• WHAT NEEDS TO BE DONE
Select all lines in the records that include "components".

• Front-end source files
----------
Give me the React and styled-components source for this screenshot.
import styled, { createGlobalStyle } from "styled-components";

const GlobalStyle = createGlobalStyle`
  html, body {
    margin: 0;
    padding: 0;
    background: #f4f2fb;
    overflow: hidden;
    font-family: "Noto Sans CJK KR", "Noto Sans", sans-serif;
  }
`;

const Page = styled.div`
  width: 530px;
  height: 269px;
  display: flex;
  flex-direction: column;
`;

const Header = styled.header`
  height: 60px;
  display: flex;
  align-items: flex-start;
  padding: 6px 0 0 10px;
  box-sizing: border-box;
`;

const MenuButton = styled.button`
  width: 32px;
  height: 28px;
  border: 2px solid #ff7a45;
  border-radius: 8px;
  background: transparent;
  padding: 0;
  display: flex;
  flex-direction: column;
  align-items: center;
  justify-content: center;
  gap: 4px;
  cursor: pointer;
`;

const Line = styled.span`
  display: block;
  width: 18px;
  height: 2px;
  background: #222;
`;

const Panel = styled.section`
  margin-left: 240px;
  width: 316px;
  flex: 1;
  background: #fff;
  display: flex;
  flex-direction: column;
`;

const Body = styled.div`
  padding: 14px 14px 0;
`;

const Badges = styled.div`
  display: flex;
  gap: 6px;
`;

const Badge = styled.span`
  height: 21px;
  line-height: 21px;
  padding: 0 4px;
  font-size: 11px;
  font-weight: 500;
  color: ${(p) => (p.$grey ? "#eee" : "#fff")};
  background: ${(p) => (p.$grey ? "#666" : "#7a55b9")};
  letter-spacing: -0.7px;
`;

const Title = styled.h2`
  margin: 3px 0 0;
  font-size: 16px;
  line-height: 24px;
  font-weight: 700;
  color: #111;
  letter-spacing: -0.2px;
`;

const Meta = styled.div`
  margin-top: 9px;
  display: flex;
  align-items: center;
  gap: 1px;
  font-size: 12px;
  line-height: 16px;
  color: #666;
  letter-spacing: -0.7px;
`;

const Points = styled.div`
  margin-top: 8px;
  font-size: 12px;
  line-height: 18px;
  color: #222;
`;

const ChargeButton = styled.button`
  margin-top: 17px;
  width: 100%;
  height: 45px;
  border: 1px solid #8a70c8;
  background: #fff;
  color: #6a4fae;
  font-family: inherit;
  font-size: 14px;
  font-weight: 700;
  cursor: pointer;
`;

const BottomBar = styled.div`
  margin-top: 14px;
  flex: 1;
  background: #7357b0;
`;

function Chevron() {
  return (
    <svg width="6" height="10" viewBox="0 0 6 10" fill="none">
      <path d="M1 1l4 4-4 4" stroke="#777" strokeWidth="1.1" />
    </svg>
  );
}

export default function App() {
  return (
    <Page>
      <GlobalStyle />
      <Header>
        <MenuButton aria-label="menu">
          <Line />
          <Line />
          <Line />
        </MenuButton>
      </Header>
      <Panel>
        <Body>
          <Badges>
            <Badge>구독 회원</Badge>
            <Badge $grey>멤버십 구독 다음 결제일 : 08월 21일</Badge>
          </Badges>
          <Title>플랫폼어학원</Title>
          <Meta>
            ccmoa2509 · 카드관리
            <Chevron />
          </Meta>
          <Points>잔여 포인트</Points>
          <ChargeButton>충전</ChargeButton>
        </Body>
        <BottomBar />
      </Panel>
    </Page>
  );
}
----------
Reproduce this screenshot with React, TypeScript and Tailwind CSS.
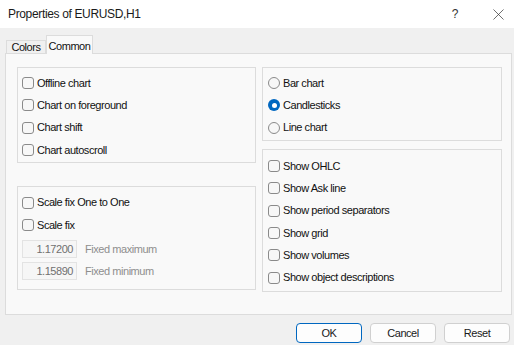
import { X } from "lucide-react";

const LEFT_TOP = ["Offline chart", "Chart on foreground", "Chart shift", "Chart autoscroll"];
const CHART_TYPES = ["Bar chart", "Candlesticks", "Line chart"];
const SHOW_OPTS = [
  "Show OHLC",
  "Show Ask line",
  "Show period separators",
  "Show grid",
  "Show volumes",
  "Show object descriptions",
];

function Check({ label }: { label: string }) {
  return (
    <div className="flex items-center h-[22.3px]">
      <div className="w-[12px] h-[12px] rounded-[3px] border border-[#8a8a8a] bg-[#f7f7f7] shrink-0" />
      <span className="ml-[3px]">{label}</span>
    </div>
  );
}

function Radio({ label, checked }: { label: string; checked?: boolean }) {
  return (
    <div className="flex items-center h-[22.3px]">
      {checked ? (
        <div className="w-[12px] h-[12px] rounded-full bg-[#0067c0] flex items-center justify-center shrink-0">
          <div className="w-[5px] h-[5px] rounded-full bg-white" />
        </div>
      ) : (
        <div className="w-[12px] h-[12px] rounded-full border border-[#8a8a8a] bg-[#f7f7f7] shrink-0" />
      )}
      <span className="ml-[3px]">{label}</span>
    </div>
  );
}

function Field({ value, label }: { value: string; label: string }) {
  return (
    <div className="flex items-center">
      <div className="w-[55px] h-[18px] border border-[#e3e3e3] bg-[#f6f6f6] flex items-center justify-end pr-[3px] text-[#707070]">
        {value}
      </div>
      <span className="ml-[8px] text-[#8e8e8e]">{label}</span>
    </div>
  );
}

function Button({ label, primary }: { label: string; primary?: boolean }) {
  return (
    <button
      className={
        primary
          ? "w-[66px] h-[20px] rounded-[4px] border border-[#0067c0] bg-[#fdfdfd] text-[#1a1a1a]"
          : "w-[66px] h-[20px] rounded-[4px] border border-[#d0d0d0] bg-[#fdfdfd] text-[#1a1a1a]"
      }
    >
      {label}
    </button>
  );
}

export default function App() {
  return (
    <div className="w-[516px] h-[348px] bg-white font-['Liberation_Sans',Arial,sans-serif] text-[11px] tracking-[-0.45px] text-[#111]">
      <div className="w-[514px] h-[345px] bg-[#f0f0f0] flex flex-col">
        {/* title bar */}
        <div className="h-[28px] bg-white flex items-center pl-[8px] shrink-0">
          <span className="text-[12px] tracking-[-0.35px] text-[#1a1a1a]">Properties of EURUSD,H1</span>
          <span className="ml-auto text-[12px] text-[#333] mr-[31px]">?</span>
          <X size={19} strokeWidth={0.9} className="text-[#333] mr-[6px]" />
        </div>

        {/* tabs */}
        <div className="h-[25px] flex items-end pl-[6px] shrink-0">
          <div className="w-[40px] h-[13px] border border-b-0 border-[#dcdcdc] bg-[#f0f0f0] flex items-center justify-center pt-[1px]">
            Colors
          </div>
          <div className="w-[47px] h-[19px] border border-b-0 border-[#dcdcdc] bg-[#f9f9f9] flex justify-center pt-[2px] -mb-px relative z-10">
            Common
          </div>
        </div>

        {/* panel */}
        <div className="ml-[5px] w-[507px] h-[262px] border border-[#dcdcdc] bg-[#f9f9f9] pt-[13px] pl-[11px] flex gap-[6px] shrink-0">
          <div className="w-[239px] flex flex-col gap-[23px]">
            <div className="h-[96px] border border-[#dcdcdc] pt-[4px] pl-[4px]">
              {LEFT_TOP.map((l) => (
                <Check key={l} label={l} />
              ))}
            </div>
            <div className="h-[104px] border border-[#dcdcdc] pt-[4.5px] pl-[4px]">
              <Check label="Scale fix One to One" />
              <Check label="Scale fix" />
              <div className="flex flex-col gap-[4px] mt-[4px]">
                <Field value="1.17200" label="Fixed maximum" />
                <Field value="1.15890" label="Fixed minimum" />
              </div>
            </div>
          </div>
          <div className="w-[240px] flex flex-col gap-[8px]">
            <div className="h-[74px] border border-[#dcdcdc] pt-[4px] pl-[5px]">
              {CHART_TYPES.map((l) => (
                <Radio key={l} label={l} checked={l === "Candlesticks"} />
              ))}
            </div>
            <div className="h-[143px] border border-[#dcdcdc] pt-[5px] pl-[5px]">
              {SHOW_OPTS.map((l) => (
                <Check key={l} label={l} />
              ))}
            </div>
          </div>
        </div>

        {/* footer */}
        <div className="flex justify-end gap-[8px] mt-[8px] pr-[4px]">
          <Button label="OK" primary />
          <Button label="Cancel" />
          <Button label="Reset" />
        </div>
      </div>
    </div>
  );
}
----------
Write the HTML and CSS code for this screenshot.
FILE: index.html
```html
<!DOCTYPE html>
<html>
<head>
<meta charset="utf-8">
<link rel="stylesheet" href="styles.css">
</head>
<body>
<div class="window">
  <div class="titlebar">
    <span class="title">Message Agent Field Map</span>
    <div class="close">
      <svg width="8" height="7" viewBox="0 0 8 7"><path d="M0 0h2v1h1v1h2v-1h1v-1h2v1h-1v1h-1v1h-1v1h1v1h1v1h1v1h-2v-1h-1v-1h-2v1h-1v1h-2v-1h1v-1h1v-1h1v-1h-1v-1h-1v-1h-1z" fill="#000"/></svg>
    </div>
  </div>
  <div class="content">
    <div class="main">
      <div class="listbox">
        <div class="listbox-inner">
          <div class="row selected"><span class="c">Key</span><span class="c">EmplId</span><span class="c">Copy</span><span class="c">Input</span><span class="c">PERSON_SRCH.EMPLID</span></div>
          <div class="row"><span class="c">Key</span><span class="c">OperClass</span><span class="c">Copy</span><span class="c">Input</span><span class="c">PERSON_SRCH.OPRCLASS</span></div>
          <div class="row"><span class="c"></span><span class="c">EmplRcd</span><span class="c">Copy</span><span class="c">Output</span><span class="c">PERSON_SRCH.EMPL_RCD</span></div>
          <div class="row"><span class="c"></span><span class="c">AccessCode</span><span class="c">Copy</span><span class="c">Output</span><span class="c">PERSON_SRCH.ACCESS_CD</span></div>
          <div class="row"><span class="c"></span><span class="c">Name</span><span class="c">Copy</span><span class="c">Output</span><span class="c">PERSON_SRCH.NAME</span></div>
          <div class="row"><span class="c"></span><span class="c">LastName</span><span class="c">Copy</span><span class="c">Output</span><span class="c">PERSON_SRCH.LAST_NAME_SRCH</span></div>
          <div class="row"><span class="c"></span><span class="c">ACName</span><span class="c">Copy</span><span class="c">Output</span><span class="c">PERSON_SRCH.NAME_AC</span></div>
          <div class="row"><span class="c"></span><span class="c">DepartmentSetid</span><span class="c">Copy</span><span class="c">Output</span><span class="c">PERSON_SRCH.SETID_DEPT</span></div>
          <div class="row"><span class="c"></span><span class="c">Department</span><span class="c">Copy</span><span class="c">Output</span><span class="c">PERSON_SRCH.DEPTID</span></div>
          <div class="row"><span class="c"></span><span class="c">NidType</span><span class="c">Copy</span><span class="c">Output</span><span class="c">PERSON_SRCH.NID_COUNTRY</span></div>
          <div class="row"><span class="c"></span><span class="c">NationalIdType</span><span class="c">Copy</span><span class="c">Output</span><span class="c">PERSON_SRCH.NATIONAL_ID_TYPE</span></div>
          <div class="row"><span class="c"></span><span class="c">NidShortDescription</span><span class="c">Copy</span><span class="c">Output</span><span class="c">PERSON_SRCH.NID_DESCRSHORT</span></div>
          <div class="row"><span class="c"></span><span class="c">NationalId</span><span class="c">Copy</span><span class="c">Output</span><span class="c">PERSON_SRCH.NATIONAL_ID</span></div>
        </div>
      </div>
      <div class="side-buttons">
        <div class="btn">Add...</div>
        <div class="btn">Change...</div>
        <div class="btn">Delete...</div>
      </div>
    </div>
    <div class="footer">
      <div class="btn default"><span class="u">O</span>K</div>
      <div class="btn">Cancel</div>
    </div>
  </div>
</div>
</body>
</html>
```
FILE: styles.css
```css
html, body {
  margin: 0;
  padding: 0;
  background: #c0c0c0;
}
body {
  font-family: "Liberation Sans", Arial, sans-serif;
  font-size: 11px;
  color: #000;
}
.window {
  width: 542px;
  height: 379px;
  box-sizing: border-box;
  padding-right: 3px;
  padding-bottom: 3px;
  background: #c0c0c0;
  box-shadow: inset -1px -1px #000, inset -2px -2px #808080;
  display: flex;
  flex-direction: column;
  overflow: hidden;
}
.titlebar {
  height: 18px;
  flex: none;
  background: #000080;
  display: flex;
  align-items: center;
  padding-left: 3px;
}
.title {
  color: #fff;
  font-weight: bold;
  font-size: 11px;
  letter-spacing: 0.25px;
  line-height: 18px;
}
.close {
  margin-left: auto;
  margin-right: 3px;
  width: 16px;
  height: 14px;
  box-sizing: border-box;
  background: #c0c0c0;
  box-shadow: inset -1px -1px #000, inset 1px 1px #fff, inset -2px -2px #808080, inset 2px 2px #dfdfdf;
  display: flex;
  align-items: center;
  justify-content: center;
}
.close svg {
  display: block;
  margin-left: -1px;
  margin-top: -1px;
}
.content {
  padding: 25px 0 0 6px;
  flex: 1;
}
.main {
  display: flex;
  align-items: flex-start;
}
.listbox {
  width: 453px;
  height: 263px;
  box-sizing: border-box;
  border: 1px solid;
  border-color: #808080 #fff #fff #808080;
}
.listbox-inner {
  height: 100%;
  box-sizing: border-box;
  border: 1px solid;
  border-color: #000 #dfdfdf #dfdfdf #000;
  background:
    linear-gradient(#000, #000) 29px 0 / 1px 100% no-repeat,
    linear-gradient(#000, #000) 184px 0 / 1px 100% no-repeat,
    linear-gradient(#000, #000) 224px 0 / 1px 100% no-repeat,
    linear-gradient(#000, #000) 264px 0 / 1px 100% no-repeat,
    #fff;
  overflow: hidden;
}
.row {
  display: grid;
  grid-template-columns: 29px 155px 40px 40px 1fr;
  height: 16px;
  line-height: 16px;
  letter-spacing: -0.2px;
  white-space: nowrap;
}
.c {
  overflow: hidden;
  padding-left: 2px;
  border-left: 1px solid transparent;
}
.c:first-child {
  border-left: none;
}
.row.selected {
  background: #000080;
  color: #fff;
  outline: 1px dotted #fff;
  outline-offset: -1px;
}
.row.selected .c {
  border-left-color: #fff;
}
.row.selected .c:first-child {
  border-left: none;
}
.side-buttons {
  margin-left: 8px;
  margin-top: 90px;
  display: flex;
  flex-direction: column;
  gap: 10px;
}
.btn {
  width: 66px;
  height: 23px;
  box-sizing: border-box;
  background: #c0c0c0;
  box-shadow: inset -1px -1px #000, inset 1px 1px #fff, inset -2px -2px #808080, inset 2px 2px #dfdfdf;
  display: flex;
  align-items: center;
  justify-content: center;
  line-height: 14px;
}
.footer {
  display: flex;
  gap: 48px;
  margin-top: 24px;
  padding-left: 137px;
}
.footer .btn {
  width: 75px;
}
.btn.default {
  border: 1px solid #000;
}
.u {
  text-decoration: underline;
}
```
----------
• RESULT FOR THIS TASK
Give me the React and styled-components source for this screenshot.
import styled, { createGlobalStyle } from "styled-components";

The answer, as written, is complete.